### What you are asked to do
The exercise asks you to copy every line below in which "that" appears.

━━━

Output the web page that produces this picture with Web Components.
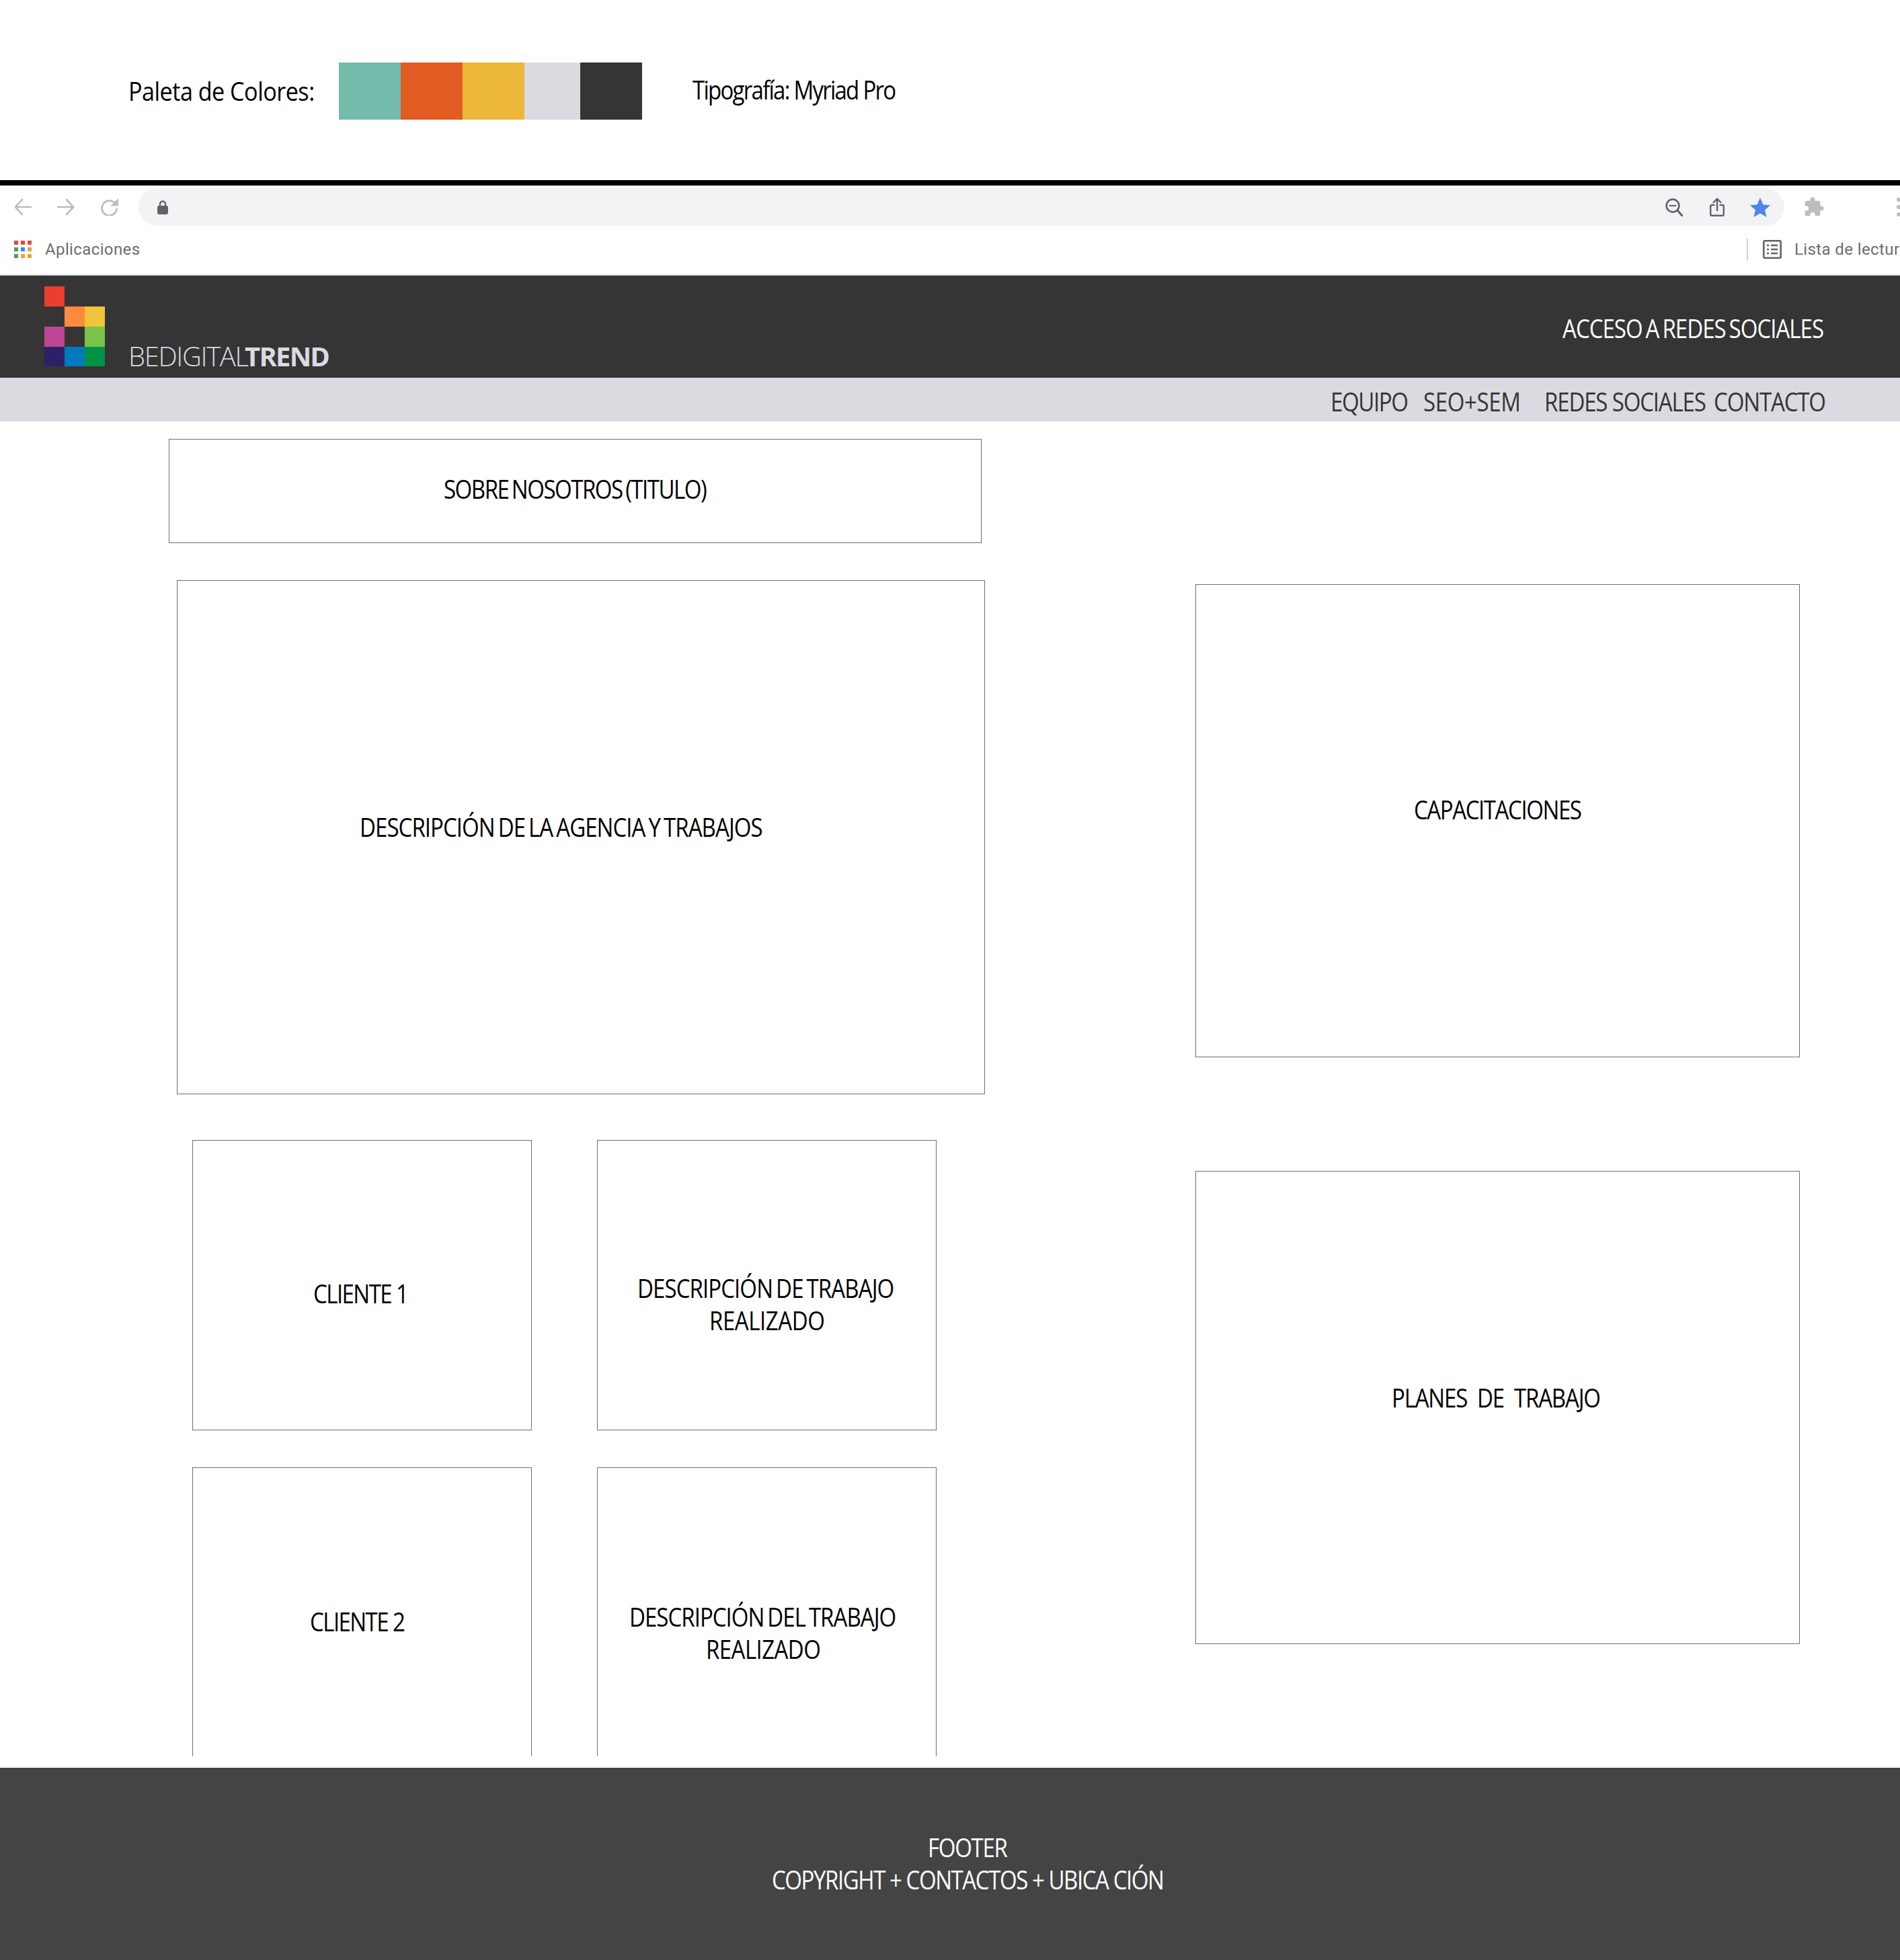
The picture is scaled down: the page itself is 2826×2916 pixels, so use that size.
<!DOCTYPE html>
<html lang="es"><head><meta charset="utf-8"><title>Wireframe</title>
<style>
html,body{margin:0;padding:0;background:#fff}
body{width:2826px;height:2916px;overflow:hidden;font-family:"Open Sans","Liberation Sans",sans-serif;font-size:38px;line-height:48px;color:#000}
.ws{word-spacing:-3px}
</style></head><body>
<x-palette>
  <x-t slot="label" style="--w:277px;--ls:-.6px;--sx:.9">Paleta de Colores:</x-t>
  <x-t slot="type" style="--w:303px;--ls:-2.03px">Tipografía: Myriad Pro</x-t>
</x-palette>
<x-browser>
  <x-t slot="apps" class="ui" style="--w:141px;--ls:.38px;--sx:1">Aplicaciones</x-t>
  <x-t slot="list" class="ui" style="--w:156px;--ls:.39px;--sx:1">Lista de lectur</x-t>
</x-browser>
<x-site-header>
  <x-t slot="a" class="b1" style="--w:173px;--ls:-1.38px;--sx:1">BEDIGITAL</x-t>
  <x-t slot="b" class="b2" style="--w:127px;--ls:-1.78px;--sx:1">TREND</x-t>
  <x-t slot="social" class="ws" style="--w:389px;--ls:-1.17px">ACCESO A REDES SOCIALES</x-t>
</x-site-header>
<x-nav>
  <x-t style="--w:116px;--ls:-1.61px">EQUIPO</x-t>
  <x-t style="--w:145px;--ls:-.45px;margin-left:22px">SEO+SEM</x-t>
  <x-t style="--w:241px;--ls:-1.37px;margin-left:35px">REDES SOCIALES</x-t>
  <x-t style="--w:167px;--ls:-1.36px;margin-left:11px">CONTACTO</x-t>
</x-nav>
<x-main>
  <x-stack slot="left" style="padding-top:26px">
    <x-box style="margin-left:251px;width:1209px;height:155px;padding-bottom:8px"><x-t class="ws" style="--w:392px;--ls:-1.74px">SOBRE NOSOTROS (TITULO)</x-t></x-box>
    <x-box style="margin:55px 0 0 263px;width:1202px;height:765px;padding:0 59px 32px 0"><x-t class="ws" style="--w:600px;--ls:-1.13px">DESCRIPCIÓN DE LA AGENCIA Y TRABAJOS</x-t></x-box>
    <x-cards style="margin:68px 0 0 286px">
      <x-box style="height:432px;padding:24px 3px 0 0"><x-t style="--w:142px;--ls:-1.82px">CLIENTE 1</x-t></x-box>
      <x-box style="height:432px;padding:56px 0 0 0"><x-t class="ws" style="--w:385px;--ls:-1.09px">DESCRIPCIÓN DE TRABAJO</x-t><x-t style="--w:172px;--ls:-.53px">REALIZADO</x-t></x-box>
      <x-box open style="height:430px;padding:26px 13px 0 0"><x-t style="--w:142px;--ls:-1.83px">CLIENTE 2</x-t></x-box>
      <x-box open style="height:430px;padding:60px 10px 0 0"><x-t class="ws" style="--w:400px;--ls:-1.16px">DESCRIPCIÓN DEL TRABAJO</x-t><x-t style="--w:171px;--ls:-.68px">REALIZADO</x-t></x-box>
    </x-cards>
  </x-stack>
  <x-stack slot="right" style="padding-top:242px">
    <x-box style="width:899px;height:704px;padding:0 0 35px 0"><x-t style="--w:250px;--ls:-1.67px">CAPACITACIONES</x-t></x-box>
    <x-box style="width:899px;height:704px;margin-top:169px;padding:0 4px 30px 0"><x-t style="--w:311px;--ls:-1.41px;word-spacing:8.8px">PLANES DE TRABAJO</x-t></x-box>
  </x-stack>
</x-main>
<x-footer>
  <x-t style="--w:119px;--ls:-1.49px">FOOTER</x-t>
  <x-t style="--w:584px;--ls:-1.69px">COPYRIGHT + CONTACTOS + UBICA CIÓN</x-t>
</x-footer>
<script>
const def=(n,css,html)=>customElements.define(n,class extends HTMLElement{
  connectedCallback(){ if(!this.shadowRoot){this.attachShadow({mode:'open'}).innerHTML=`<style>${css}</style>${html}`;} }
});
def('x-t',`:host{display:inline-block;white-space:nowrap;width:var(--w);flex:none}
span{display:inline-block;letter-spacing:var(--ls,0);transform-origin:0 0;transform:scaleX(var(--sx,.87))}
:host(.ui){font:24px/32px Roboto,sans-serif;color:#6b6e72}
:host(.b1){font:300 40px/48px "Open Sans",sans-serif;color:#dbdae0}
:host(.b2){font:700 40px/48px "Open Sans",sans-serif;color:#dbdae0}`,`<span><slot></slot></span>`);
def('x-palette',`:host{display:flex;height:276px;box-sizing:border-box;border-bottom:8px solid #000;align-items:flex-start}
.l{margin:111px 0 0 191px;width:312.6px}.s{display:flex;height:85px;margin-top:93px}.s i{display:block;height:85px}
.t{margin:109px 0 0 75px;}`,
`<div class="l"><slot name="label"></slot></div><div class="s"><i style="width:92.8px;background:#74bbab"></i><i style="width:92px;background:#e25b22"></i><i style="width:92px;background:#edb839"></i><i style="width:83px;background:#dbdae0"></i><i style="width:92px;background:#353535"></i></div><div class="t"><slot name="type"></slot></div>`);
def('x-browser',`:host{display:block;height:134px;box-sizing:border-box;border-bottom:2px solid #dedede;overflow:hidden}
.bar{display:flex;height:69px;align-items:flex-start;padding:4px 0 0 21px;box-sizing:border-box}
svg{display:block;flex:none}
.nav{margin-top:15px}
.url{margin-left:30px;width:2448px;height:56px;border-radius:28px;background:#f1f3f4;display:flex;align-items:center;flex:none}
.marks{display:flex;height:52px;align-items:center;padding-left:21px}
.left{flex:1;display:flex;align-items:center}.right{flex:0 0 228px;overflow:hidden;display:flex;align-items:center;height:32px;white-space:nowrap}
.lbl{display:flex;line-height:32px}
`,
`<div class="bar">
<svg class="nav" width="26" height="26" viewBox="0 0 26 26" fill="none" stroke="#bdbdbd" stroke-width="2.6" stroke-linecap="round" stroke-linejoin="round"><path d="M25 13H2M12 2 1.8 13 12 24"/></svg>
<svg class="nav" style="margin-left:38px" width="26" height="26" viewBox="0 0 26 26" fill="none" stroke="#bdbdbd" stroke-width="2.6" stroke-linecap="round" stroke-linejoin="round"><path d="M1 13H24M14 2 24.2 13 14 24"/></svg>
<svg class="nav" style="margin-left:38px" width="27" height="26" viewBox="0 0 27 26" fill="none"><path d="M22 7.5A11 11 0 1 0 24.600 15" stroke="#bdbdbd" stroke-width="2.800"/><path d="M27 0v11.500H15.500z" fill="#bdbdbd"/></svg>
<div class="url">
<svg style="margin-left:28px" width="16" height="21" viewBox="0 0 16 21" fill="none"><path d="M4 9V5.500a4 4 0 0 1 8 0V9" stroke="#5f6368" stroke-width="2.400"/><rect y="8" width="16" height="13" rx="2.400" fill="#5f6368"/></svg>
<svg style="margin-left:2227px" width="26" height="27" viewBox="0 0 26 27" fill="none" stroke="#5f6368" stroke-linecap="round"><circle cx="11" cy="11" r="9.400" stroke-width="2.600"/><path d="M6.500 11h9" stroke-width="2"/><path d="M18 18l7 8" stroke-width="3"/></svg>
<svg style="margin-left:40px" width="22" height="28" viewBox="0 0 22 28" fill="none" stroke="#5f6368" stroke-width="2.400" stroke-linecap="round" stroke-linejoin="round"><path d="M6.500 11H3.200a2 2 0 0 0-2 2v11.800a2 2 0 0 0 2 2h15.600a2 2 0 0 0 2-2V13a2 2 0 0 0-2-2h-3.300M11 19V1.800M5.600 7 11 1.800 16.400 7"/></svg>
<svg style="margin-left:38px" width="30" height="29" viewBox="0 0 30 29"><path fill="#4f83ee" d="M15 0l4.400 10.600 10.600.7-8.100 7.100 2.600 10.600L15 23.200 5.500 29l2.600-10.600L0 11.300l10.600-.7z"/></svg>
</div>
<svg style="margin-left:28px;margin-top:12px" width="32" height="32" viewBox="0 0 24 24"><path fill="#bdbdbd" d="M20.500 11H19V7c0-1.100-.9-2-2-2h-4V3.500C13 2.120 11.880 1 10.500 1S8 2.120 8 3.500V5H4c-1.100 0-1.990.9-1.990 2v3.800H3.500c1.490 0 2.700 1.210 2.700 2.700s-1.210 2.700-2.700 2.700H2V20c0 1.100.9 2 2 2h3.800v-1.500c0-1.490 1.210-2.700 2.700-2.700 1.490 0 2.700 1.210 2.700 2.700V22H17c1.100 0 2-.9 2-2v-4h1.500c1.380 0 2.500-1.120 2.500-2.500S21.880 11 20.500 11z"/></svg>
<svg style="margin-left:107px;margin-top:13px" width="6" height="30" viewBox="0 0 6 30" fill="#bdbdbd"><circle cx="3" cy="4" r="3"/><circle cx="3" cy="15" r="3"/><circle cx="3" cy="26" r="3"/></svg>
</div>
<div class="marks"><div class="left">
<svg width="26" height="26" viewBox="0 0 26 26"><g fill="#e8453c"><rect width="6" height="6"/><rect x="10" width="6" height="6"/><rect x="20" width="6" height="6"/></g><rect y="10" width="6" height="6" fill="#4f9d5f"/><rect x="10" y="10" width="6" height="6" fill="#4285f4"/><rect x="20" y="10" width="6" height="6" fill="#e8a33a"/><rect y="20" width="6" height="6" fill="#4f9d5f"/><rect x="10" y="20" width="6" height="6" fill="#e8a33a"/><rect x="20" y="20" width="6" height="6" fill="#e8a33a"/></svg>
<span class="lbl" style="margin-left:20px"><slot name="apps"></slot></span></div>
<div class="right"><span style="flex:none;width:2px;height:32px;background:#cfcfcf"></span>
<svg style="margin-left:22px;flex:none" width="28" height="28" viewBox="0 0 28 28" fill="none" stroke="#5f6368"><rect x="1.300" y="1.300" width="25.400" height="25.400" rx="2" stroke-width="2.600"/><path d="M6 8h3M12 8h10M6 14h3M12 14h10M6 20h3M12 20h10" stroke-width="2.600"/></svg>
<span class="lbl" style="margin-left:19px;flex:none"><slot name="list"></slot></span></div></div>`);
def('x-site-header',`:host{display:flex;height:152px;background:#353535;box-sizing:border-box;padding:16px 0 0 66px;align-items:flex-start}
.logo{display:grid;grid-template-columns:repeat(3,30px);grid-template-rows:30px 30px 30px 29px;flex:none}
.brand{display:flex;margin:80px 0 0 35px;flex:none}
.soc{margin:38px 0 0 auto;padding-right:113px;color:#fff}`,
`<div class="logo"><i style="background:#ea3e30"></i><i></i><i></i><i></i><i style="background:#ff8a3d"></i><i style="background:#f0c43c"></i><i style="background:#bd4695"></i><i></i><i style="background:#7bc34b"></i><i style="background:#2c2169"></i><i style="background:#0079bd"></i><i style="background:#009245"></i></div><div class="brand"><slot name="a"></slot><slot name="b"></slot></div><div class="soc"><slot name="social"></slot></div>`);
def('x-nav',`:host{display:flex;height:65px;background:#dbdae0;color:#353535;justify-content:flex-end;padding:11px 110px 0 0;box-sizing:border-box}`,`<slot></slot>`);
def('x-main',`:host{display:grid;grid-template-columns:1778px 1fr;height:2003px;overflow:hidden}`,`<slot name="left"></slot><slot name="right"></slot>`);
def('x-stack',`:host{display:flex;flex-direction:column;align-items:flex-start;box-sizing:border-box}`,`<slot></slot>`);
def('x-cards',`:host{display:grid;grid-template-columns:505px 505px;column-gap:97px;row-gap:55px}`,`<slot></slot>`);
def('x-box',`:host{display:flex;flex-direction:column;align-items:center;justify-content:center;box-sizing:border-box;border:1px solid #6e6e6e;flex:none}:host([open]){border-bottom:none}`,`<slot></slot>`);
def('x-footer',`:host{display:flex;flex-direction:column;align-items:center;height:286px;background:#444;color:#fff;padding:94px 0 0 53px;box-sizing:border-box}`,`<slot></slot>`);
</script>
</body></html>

━━━

### Response below
Output the web page that produces this picture with Web Components.
The picture is scaled down: the page itself is 2826×2916 pixels, so use that size.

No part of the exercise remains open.